Friday 31 October 2014

Warning Signs and Portents.

This is a woefully inadequate brief summary of the events leading up to 1914, a subject on which billions of scholarly words have been written from a vast range of perspectives. It helped me, though, to get my head around a sequence of linked but disparate historical moments

1. Warning Signs and Portents.
The balance of power in 18th and 19th Century Europe was held by the great powers: Russia; Prussia; France; Britain; and Austro-Hungarian (Habsburg) empires. To the East the Ottoman empire covered much of Eastern Europe (Rumania, Bulgaria, Greece, Turkey, then Asia Minor extending to the middle east. 
  • Multiple small European states especially prior to the unification of Italy after Napoleonic wars; and of Germany by Bismarck later in 19th century.
  • Creation of Germany as a super power - especially after the 1870 Franco-Prussian war, which weakened France - led to a change in the equations of power, with a rising, ambitious Germany as the greatest new influence.
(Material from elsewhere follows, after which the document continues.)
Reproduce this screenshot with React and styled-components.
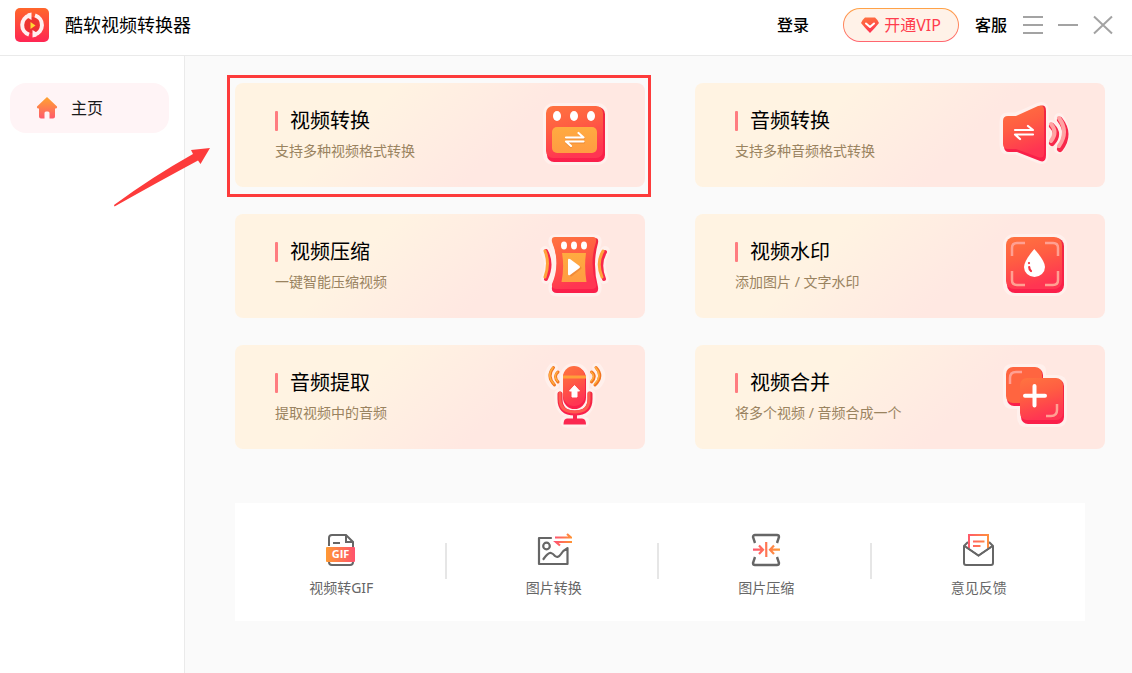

Other changes, tensions and hotspots:
  •  Gradual weakening and eventual crumbling of Ottoman empire creating instability in the east
  • Weakening of the Austro-Hungarian empire, with Hungary wishing to be free of Habsburg rule
  • Ethnic and nationalist tensions in the Balkans, with Serbia in particular wishing to be independent of Austria-Hungary. Balkan league v Ottomans; 1st  Balkan War 1912; 2nd Balkan War 1913
  • Developing alliance between Russia and France (traditionally enemies viz 1812) as balance to ‘central’ European power of  Germany / Austria
  • Developing entent cordiale (1906) between Britain and France, traditionally enemies.
  • Global power of the British Fleet unchallenged since Trafalgar 1805 envied by many, but particularly by Germany
The Agadir crisis of July/August 1911 was the first diplomatic incident with flexing of muscles by Germany to test out France’s resolve re empire in Africa and supremacy on the sea. Agadir is a small port on the Atlantic coast of North Africa. German ships put in there, and high ranking Germans visited triumphantly. Lots of diplomatic activity calmed things down, but people looked seriously at likely military aspects of a war between the great powers. Agadir ended in November 1911, with the usual imperialists' carve-up, and self protection, but it made people think seriously about how war would impact.  Churchill’s (WSC) memo at the time on likely 20 day and 40 day positions of opposing forces in Europe proved remarkably accurate when it actually transpired in 1914.

In 1908-09 Kaiser Wilhelm II (KW2) and Austrian Crown Prince Franz Ferdinand became close friends, mainly because KW2 was very friendly and welcoming to FF’s wife, the Countess Chotek, who was ostracized and unpopular in Austrian high society.
FF held power in the AH empire from around 1890, though his elderly uncle, Franz Joseph was the emperor. In 1906 FF appointed Conrad von Hotzendorf to modernize the Austrian army. They pursued war with four natural enemies: Italy, Rumania, Russia and Serbia. The strategy was to take them on one at a time. WSC said of von Hotzendorf “he dwelt year after year at the very centre of Europe’s powder magazine, in special charge of the detonators”.

From 1909,  Sukhomlinov was Russian minister for war. He made huge improvements following disastrous defeats in Manchuria in 1908, but in 1915 was scapegoated for defeats and was imprisoned for life, until rescued by Lenin after the Revolution in 1917. Sagonov was the influential Foreign Minister 
In France, Joffre came to power as Vice-President for war in July 1911.


In December 1913, Russia unsheathed its diplomatic sabres again when General Otto Liman von Sanders took command of a Turkish army corps in Constantinople. But the Ottoman navy already employed a British admiral, Arthur Limpus. Neither France nor Britain felt very much alarmed.